Nach 5 von 15 km taucht ein anderer Rennradfahrer auf, er überholt mich und fährt eine Weile in einigen Metern Abstand vor mir her. „Halt durch, du schaffst das, es ist nicht mehr weit!“, lässt er mich wissen. Das ist sein Pep-Talk für mich, bevor er mit ordentlich Tempo davonfährt. Nicht mehr weit? Es sind immer noch 10 km – bergauf! Doch ich sage mir: „Das ist dein Anstieg, dein Tempo, zieh’s durch!“

Kurz darauf versuche ich es mit Selbstgesprächen, rede mir gut zu: „Alleine ist sowieso besser, da hast du deine Ruhe.“ Ich lache spöttisch und bin nicht sicher, ob ich mir glauben soll, aber sich selbst ein bisschen austricksen schadet ja nicht, oder?

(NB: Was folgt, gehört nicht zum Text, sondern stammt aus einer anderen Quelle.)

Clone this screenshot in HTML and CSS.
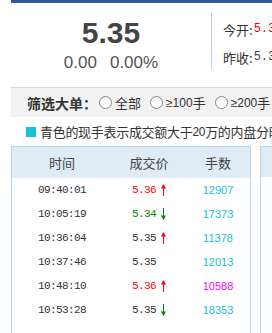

  In manchen Momenten scheint es ganz mühelos, als ob ich im Einklang mit dem Berg bin.

Wenn man einen Berg hochfährt, hat man gar keine andere Wahl, als das Leben langsamer laufen zu lassen. Als würde ich zu einem Beat klatschen, entdecke ich meinen Rhythmus, klopfe mit den Füßen in die Pedale. In manchen Momenten scheint es ganz mühelos, als ob ich im Einklang mit dem Berg bin. Dann wieder fühlt es sich an, als würden die Pedale mich treten, nicht andersherum.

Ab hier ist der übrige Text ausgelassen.